When deploying the script live for the first time, use the absolute minimum capital required to open a position, often referred to as "micro-lot" trading.

  • If your strategy suggests a $1000 notional trade, start with a $50 notional trade.
  • Monitor the first 10 to 20 trades manually, even if the bot is running automatically. Confirm that the executed price, the stop loss placement, and the final profit/loss calculation match expectations.

2. Logging and Alerting

A bot running autonomously must communicate its status. Robust logging is non-negotiable.

  • Detailed Logs: Record every check, decision, and order placement (e.g., "Checking market at 10:00:00 UTC. SMA 10 (30000) crossed above SMA 50 (29950). Placing LONG order for 0.01 BTC.").
  • Error Handling: The script must gracefully handle API errors (e.g., rate limiting, temporary exchange downtime) and notify you immediately via email or a service like Telegram or Discord. A silent failure is the biggest danger in automated trading.

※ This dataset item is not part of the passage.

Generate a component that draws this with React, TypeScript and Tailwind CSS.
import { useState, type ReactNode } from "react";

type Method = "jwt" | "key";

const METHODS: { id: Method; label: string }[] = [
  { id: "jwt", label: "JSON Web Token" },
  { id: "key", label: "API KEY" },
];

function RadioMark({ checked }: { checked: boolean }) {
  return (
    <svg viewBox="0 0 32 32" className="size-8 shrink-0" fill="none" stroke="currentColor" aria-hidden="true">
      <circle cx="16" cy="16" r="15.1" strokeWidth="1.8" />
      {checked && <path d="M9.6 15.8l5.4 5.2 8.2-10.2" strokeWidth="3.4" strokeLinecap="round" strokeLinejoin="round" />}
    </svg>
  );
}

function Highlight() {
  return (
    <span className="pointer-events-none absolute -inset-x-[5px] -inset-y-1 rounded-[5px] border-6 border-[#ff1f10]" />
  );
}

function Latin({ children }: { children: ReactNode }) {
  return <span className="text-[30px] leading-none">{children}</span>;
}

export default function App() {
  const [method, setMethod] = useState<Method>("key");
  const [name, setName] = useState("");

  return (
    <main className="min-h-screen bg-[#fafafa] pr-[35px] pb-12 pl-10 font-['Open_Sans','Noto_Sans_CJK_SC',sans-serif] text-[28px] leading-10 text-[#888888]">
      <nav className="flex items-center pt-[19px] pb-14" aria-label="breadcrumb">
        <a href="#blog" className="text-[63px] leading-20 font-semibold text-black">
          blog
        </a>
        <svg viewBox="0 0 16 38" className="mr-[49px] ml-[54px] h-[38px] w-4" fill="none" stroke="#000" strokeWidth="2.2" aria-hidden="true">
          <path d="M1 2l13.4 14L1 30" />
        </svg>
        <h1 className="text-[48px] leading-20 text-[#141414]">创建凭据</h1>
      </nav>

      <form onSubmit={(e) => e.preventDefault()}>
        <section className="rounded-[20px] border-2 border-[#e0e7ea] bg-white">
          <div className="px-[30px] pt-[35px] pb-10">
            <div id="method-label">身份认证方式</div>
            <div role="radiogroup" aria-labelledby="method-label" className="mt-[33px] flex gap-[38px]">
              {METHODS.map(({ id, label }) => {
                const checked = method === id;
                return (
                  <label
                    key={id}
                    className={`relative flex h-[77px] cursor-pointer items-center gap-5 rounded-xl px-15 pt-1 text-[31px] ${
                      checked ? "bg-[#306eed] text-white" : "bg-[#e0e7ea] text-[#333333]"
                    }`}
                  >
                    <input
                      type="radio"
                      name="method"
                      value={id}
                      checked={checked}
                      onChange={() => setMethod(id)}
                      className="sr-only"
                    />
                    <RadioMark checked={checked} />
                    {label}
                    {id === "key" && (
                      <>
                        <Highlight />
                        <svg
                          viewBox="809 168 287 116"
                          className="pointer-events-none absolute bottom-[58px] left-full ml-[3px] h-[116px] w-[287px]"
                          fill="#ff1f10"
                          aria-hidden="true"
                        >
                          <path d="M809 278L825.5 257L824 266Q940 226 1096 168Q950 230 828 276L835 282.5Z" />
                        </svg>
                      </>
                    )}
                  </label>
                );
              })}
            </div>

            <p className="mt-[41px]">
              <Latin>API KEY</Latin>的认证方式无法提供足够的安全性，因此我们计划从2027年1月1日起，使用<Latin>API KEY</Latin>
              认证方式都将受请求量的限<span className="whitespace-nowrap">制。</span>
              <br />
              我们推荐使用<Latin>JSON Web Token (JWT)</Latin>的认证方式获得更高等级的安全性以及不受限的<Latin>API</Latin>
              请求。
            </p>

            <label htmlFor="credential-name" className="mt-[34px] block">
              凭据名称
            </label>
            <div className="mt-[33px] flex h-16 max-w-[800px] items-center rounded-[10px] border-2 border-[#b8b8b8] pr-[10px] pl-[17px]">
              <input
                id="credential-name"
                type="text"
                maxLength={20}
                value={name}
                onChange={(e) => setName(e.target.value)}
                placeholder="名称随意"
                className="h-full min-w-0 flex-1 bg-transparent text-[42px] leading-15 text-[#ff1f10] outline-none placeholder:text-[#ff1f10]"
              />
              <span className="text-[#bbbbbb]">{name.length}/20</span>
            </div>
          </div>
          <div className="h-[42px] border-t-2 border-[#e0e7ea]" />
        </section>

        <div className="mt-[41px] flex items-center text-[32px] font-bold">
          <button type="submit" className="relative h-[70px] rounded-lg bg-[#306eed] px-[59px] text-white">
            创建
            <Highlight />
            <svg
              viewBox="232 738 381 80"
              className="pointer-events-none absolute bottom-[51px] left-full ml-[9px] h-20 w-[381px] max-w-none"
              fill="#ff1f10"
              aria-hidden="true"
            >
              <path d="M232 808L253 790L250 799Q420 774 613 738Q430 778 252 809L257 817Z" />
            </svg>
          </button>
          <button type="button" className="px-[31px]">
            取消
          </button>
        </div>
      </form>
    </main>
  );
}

3. Maintenance and Iteration

The crypto market is dynamic. A strategy that worked perfectly last year might fail today due to changing volatility regimes or exchange rules.

  • Regular Review: Periodically review the bot’s performance metrics (Win Rate, Profit Factor, Max Drawdown).
  • Adapting Rules: Be prepared to adjust parameters (e.g., changing from SMA 10/50 to SMA 20/100) or even retiring a strategy if market conditions shift beyond its profitable parameters.

Conclusion: The Journey to Automated Mastery

Setting up your first automated futures trading script is a significant milestone. It represents the fusion of market knowledge, programming discipline, and rigorous risk management. While the promise of passive income is alluring, remember that automated trading is not "set it and forget it." It requires continuous oversight, meticulous testing, and a deep respect for the risks inherent in leveraged derivatives markets. By mastering the foundational steps outlined here—from secure API setup to disciplined backtesting—you lay a professional groundwork for sustainable algorithmic trading success.